While Indian AVGC professionals have provided backend support to foreign filmmakers, it was time they were involved in Indian projects too, Javdekar said.
"Now is the time to do more for our own film industry," he said, adding that AVGC could provide a new dimension to film-making.
The role of AVGC in entertainment gains importance as Indian telecom majors such as Reliance Jio
prepare to roll out 5G services by next year. The pandemic has already accelerated the growth of digital content and over-the-top (OTT) platforms, with Indian consumers increasingly turning to their smartphones for entertainment needs.
The scale and production value of Indian films has also grown over the last few years as consumers demand more immersive experiences, experts said. All this provided greater scope for the domestic AVGC sector to grow.
Amit Khare, secretary, Information and Broadcasting, clarified the government's stand on bringing digital content and news under the I&B Ministry during the summit.

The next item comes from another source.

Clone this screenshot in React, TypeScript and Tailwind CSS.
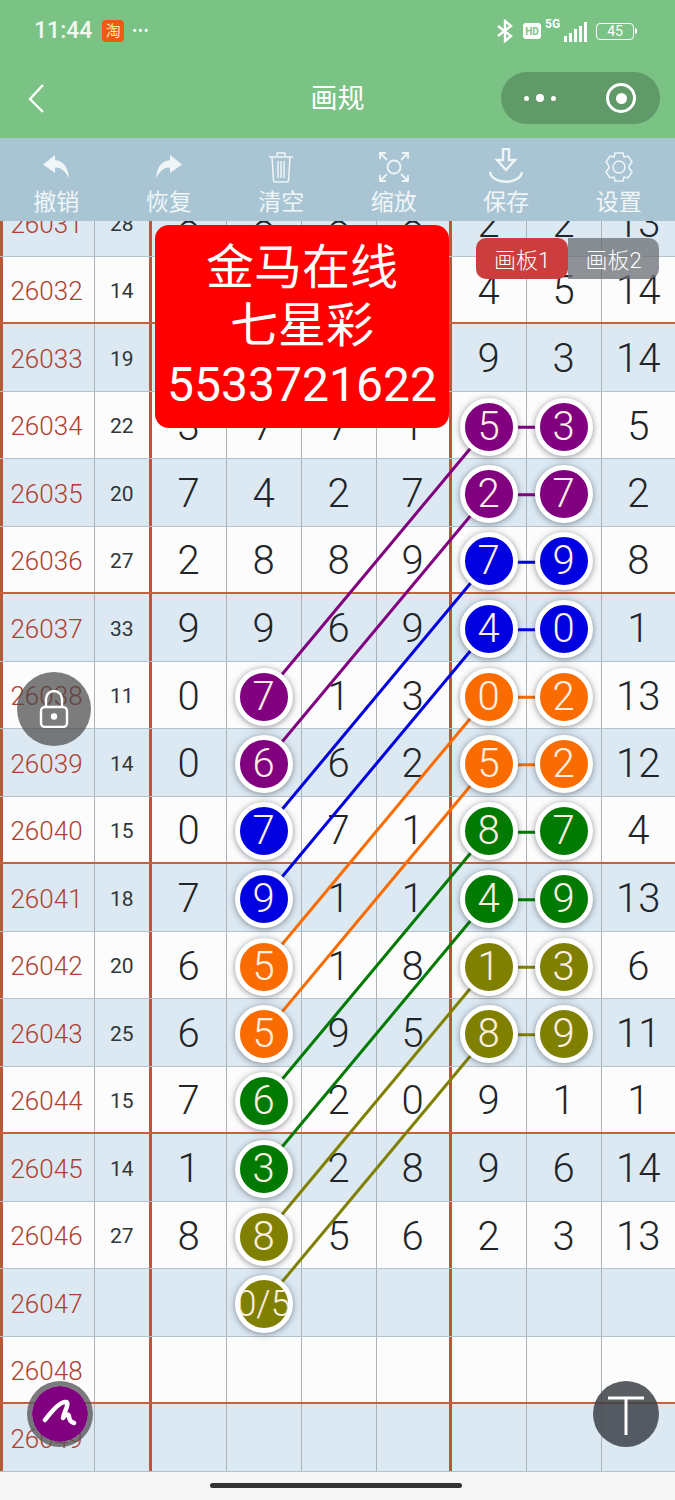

"The idea behind the change, which was done in the month of November, was to bring online and offline content at one place. In the past, there have been discussions that online and offline content should not be treated differently. It was done in order to bring some sort of semblance between the two, " he said.
Khare also clarified that the government sought to play the role of a facilitator rather than a regulator to help the media and entertainment industry grow.
"The role of government in the industry is mostly as a facilitator. With a budget of around Rs 4,000 crores, the I&B Ministry is one of the smallest in terms of budget, but largest in terms of influence. And that influence comes only through the private sector. All the filmmaking in this country, except for a few films made by National
Film Development Corporation, is entirely private. All the channels, except for Prasar Bharti, are all private. Also, if you take the alternative platforms such as OTT, they are entirely private," he said.